On the other hand, the Nagoya District Court rejected the request for overturning the deportation order against two Afghan men.

After losing their case before the courts to stop their deportation, a Myanmar-Filipina couple with two Japan born children had their deportation suspended temporarily by the direct intervention of the Minister of Justice. Although released from detention, they were not permitted to work. Shortly after that, another Myanmar-Filipina couple with a Japan born child also filed suit with the Tokyo District Court, to seek to stop their deportation.

Things do not look too promising as the Tokyo High Court in 2004 overturned a similar order stopping the deportation of an Iranian family with young children. It may well be as the Tokyo District Court held that it would not be humanitarian to ship them back home, but the Tokyo High Court said it was the responsibility of the parents in coming to Japan.
THE MESSAGE AGAIN: REFUGEES DO NOT COME TO JAPAN.

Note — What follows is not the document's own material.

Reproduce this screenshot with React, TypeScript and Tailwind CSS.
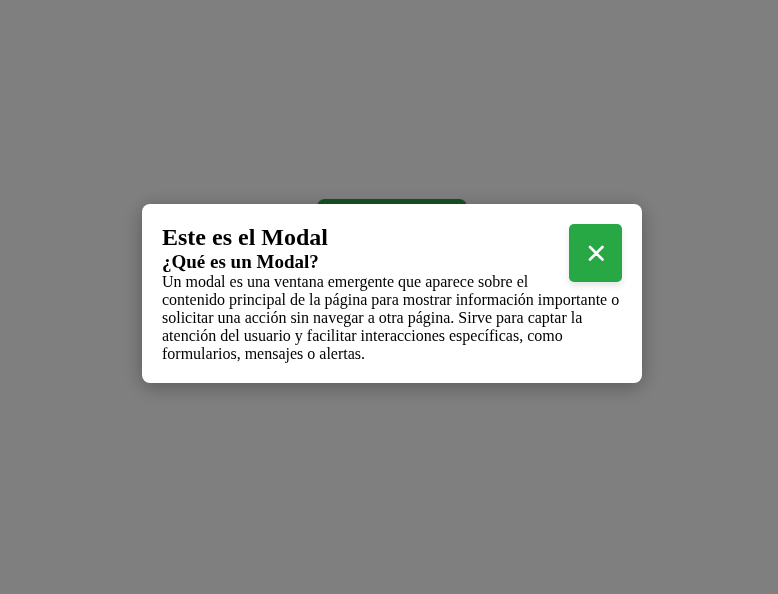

On the other hand, the same Tokyo District Court decided not to overturn the decision to deport a gay Iranian, even though he had been recognized as a real refugee by the Office of the United Nations High Commissioner for Refugees. This was the first case for a court ruling on sexual orientation and refugee status. The court said that the man could just hide his sexual status and be safe. Of course now that there is a court case and a UN ruling about him, one wonders just how anonymously this man could live in Iran.

An ethnic minority couple from Myanmar had also filed suit seeking release from immigration detention. They had fought the Myanmar government and entered Japan on fake passports. On the other hand, immigration authorities decided to deport a Vietnamese woman and her two children who had been in Japan since 1995 since she had a fake birth date in her passport.

In contrast again, a Korean women who entered Japan on a fake passport from China was given a special status visa and permitted to stay. The woman appears to have been born in Japan and migrated with her family to North Korea in the early 1960s and in 2001 fled to China. There are concerns about her welfare if she was returned to China and was then sent back to North Korea.